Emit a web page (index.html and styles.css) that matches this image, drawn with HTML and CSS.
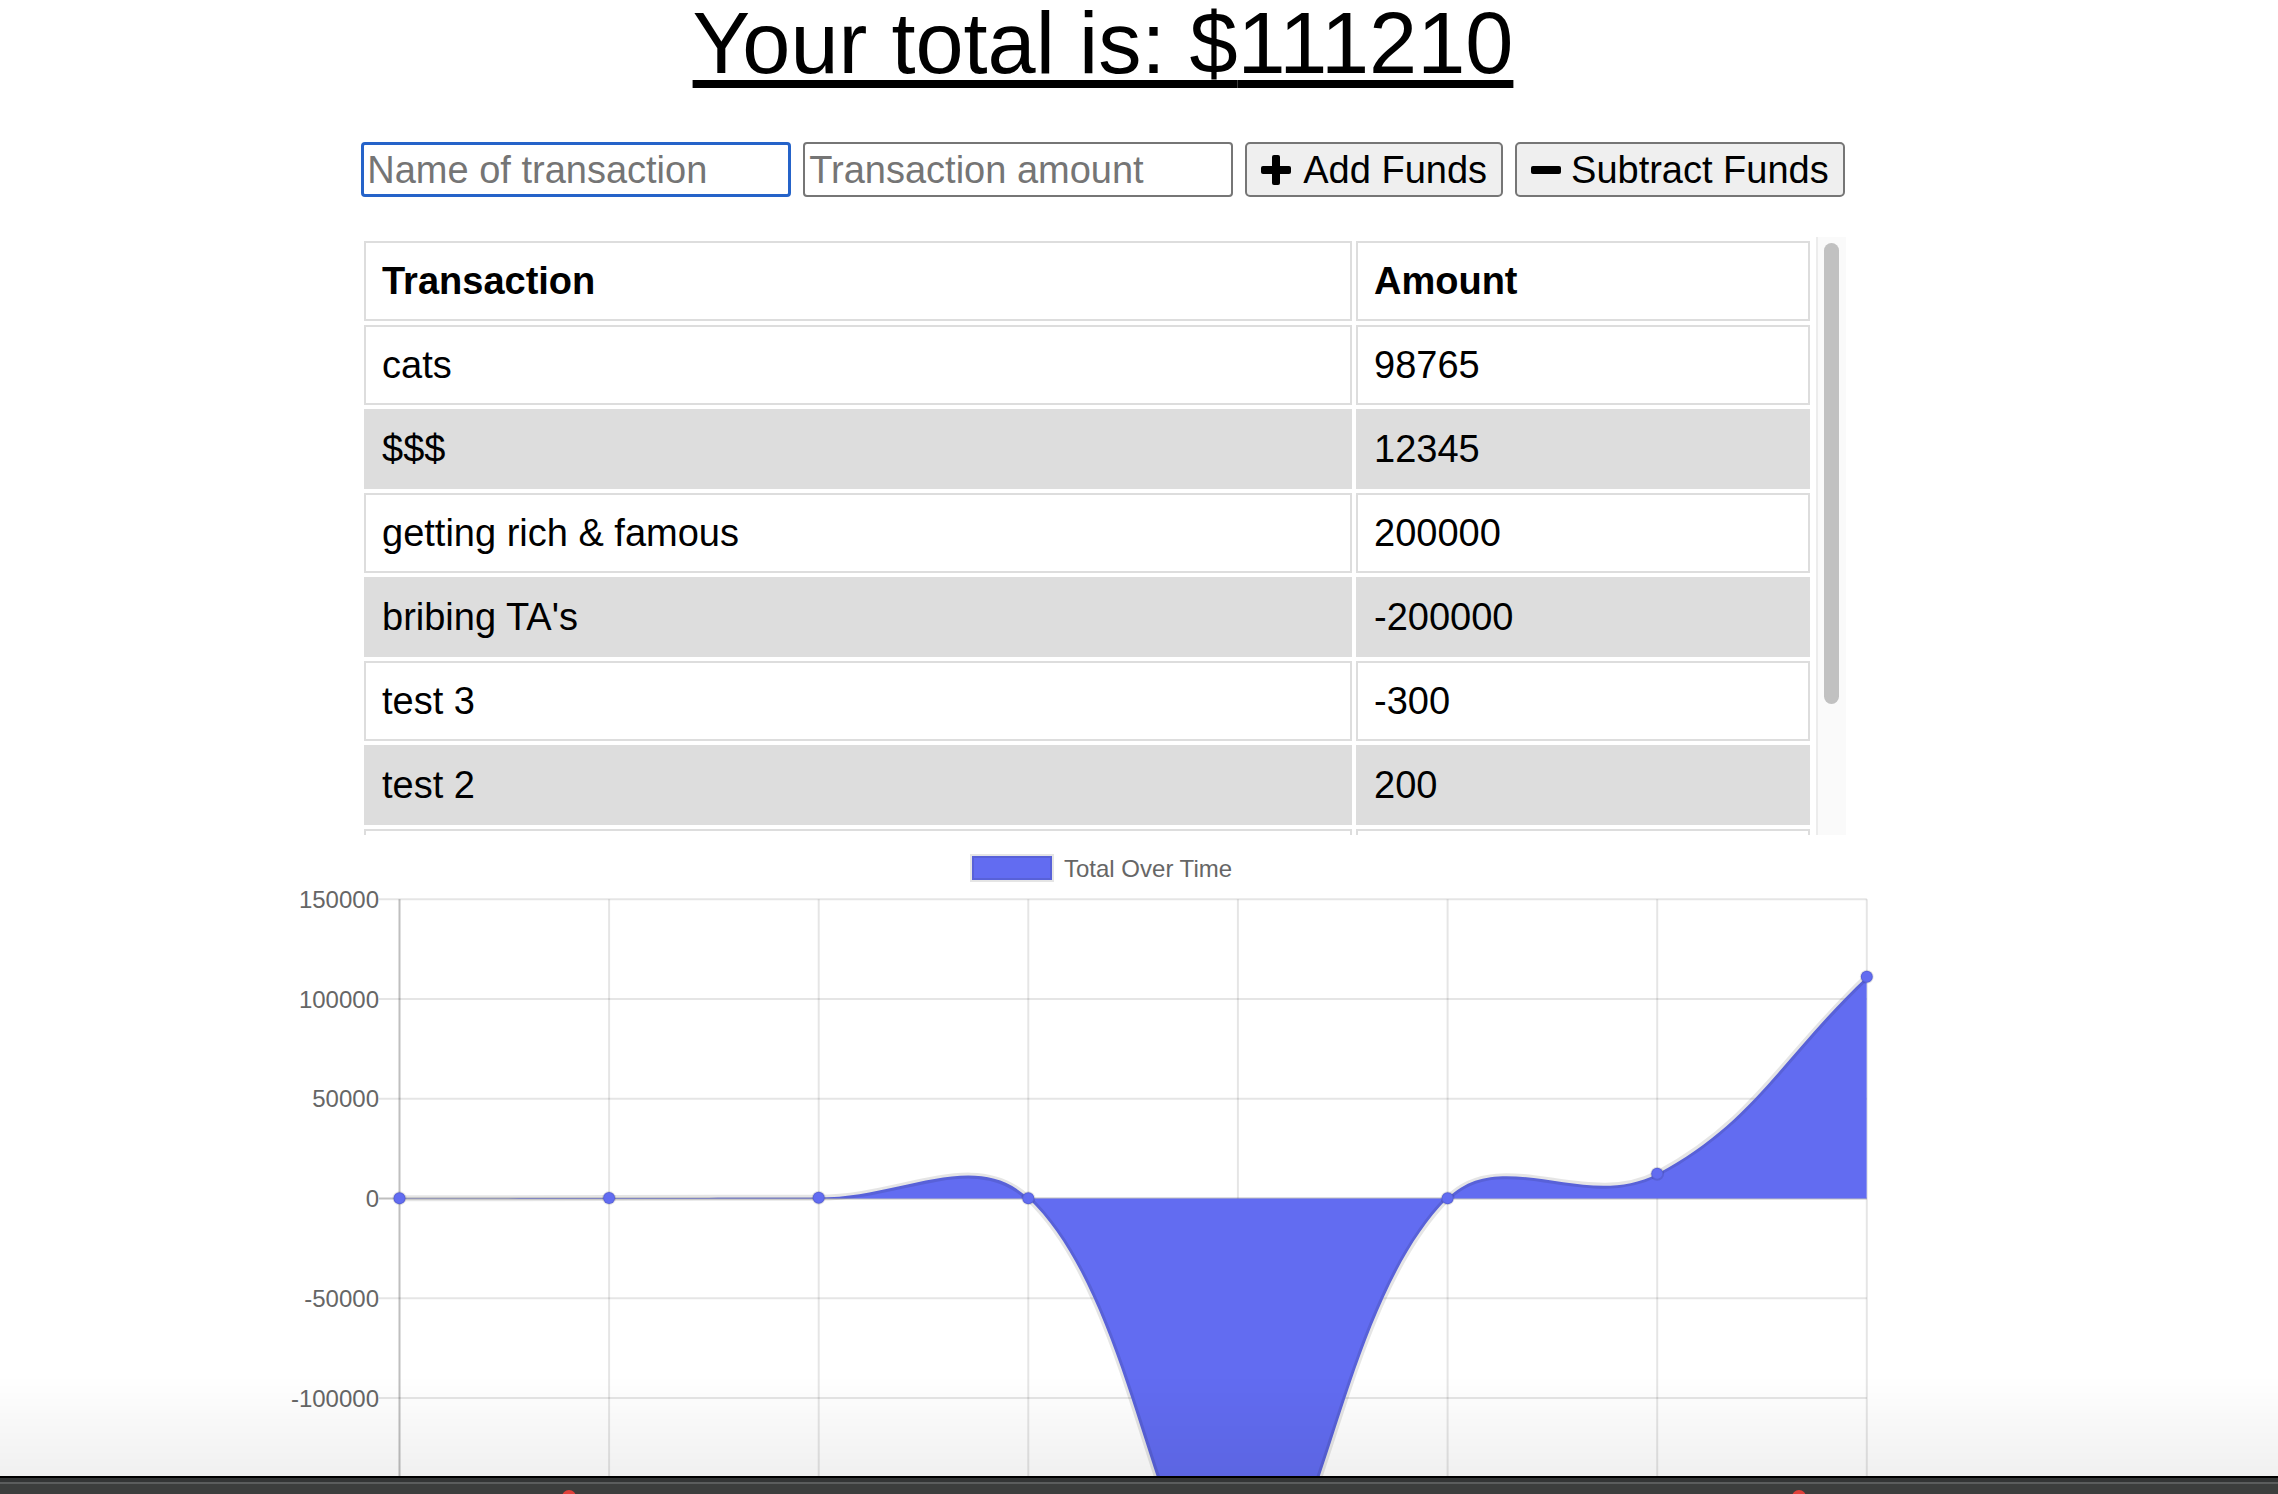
FILE: index.html
```html
<!DOCTYPE html>
<html lang="en">
<head>
<meta charset="utf-8">
<title>Budget Tracker</title>
<link rel="stylesheet" href="styles.css">
</head>
<body>
<div class="page">
  <h1 class="total">Your total is: $<span>111210</span></h1>

  <div class="entry">
    <input class="field field-active" type="text" placeholder="Name of transaction">
    <input class="field" type="number" placeholder="Transaction amount">
    <button class="btn"><svg class="ico" viewBox="0 0 30 30"><rect x="11" y="0" width="8" height="30" rx="2"/><rect x="0" y="11" width="30" height="8" rx="2"/></svg><span class="btn-label">Add Funds</span></button>
    <button class="btn btn-sub"><svg class="ico" viewBox="0 0 30 30"><rect x="0" y="11" width="30" height="8" rx="2"/></svg><span class="btn-label">Subtract Funds</span></button>
  </div>

  <div class="ledger">
    <div class="ledger-view">
      <table>
        <colgroup><col class="c1"><col class="c2"></colgroup>
        <thead>
          <tr><th>Transaction</th><th>Amount</th></tr>
        </thead>
        <tbody>
          <tr><td>cats</td><td>98765</td></tr>
          <tr class="alt"><td>$$$</td><td>12345</td></tr>
          <tr><td>getting rich &amp; famous</td><td>200000</td></tr>
          <tr class="alt"><td>bribing TA's</td><td>-200000</td></tr>
          <tr><td>test 3</td><td>-300</td></tr>
          <tr class="alt"><td>test 2</td><td>200</td></tr>
          <tr><td>test 1</td><td>100</td></tr>
          <tr class="alt"><td>test</td><td>100</td></tr>
        </tbody>
      </table>
    </div>
    <div class="rail"><div class="thumb"></div></div>
  </div>

  <svg class="chart" viewBox="280 835 1646 659" width="1646" height="659">
    <defs>
      <clipPath id="area"><rect x="399.5" y="899.3" width="1467.3" height="698.1"/></clipPath>
    </defs>
    <rect class="legend-box" x="972" y="856" width="80" height="24"/>
    <text class="legend-text" x="1064" y="876.5">Total Over Time</text>

    <g class="grid">
      <line x1="379" y1="899.3" x2="1866.8" y2="899.3"/>
      <line x1="379" y1="999.1" x2="1866.8" y2="999.1"/>
      <line x1="379" y1="1098.8" x2="1866.8" y2="1098.8"/>
      <line x1="379" y1="1298.2" x2="1866.8" y2="1298.2"/>
      <line x1="379" y1="1398" x2="1866.8" y2="1398"/>
      <line x1="379" y1="1497.7" x2="1866.8" y2="1497.7"/>
      <line x1="609.1" y1="899.3" x2="609.1" y2="1620"/>
      <line x1="818.7" y1="899.3" x2="818.7" y2="1620"/>
      <line x1="1028.3" y1="899.3" x2="1028.3" y2="1620"/>
      <line x1="1237.9" y1="899.3" x2="1237.9" y2="1620"/>
      <line x1="1447.6" y1="899.3" x2="1447.6" y2="1620"/>
      <line x1="1657.2" y1="899.3" x2="1657.2" y2="1620"/>
      <line x1="1866.8" y1="899.3" x2="1866.8" y2="1620"/>
    </g>
    <g class="grid-zero">
      <line x1="379" y1="1198.5" x2="1866.8" y2="1198.5"/>
      <line x1="399.5" y1="899.3" x2="399.5" y2="1620"/>
    </g>

    <g class="ylabels">
      <text x="379" y="907.9">150000</text>
      <text x="379" y="1007.7">100000</text>
      <text x="379" y="1107.4">50000</text>
      <text x="379" y="1207.1">0</text>
      <text x="379" y="1306.8">-50000</text>
      <text x="379" y="1406.6">-100000</text>
    </g>

    <g clip-path="url(#area)">
      <path class="fill" d="M399.5,1198.3 C483.3,1198.2 525.3,1198.2 609.1,1198.1 C692.9,1198 734.9,1197.7 818.7,1197.7 C902.5,1197.7 975.1,1147.6 1028.3,1198.3 C1142.7,1307.4 1154,1597.2 1237.9,1597.2 C1321.8,1597.2 1333.3,1313.7 1447.6,1198.3 C1501.1,1144.3 1586.2,1211.2 1657.2,1173.7 C1753.9,1122.6 1783,1055.5 1866.8,976.7 L1866.8,1198.5 L399.5,1198.5 Z"/>
      <path class="line" d="M399.5,1198.3 C483.3,1198.2 525.3,1198.2 609.1,1198.1 C692.9,1198 734.9,1197.7 818.7,1197.7 C902.5,1197.7 975.1,1147.6 1028.3,1198.3 C1142.7,1307.4 1154,1597.2 1237.9,1597.2 C1321.8,1597.2 1333.3,1313.7 1447.6,1198.3 C1501.1,1144.3 1586.2,1211.2 1657.2,1173.7 C1753.9,1122.6 1783,1055.5 1866.8,976.7"/>
    </g>
    <g class="points">
      <circle cx="399.5" cy="1198.3" r="6"/>
      <circle cx="609.1" cy="1198.1" r="6"/>
      <circle cx="818.7" cy="1197.7" r="6"/>
      <circle cx="1028.3" cy="1198.3" r="6"/>
      <circle cx="1237.9" cy="1597.2" r="6"/>
      <circle cx="1447.6" cy="1198.3" r="6"/>
      <circle cx="1657.2" cy="1173.7" r="6"/>
      <circle cx="1866.8" cy="976.7" r="6"/>
    </g>
  </svg>
</div>

<div class="shade"></div>
<div class="dock">
  <span class="dock-icon dock-icon-a"></span>
  <span class="dock-icon dock-icon-b"></span>
</div>
</body>
</html>
```

FILE: styles.css
```css
* {
  box-sizing: border-box;
}

html,
body {
  margin: 0;
  background: #fff;
}

body {
  font-family: "Liberation Sans", Arial, Helvetica, sans-serif;
  color: #000;
  overflow: hidden;
  height: 1494px;
}

.page {
  width: 2206px;
}

.total {
  margin: 0;
  padding-top: 1px;
  font-size: 86.5px;
  font-weight: normal;
  line-height: 85px;
  text-align: center;
  text-decoration: underline;
  text-decoration-thickness: 8px;
  text-underline-offset: 7px;
}

.entry {
  display: flex;
  justify-content: center;
  gap: 12px;
  margin-top: 56px;
}

.field {
  width: 430px;
  height: 55px;
  padding: 1px 4px 0;
  border: 2px solid #767676;
  border-radius: 4px;
  font-family: inherit;
  font-size: 38px;
  color: #000;
  background: #fff;
  outline: none;
}

.field::placeholder {
  color: #757575;
}

.field-active {
  border: 3px solid #2563c9;
  padding: 1px 3px 0;
}

.btn {
  display: inline-flex;
  align-items: center;
  height: 55px;
  padding: 1px 14px 0;
  border: 2px solid #767676;
  border-radius: 5px;
  background: #efefef;
  font-family: inherit;
  font-size: 38px;
  color: #000;
}

.ico {
  width: 30px;
  height: 30px;
  margin-right: 12px;
  fill: #000;
  flex: none;
}

.btn-sub .ico {
  margin-right: 10px;
}

.ledger {
  display: flex;
  width: 1486px;
  height: 598px;
  margin: 40px auto 0;
}

.ledger-view {
  flex: 1;
  overflow: hidden;
}

.rail {
  width: 30px;
  flex: none;
  padding: 6px 7px 0 6px;
  background: #fafafa;
  border-left: 2px solid #ececec;
}

.thumb {
  height: 461px;
  background: #c1c1c1;
  border-radius: 8px;
}

.ledger table {
  width: 1454px;
  border-spacing: 4px;
  table-layout: fixed;
  font-size: 38px;
}

.c1 {
  width: 988px;
}

.c2 {
  width: 454px;
}

.ledger th,
.ledger td {
  border: 2px solid #ddd;
  padding: 16px;
  text-align: left;
  line-height: 44px;
}

.ledger th {
  font-weight: bold;
}

.ledger .alt td {
  background: #ddd;
}

.chart {
  display: block;
  margin-left: 280px;
  font-family: "Liberation Sans", Arial, Helvetica, sans-serif;
}

.legend-box {
  fill: #626cf1;
  stroke: rgba(0, 0, 0, 0.1);
  stroke-width: 4;
}

.legend-text {
  font-size: 24px;
  fill: #666;
}

.grid line {
  stroke: rgba(0, 0, 0, 0.1);
  stroke-width: 2;
}

.grid-zero line {
  stroke: rgba(0, 0, 0, 0.25);
  stroke-width: 2;
}

.ylabels text {
  font-size: 24px;
  fill: #666;
  text-anchor: end;
}

.fill {
  fill: #626cf1;
}

.line {
  fill: none;
  stroke: rgba(0, 0, 0, 0.1);
  stroke-width: 6;
}

.points circle {
  fill: #626cf1;
  stroke: rgba(0, 0, 0, 0.1);
  stroke-width: 2;
}

.shade {
  position: fixed;
  left: 0;
  right: 0;
  bottom: 18px;
  height: 100px;
  background: linear-gradient(rgba(0, 0, 0, 0), rgba(0, 0, 0, 0.06));
  pointer-events: none;
}

.dock {
  position: fixed;
  left: 0;
  right: 0;
  bottom: 0;
  height: 18px;
  overflow: hidden;
  background: linear-gradient(#000 0, #000 2px, #333535 2px, #333535 6px, #5b5d5d 6px, #5b5d5d 8px, #3c3e3d 8px);
}

.dock-icon {
  position: absolute;
  top: 14px;
  width: 14px;
  height: 14px;
  border-radius: 50%;
  background: #e0413a;
}

.dock-icon-a {
  left: 562px;
}

.dock-icon-b {
  left: 1792px;
}
```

--------------------------------

#### To be done
Give the count of lines containing "page", with no added text.

#### Completed exercise
3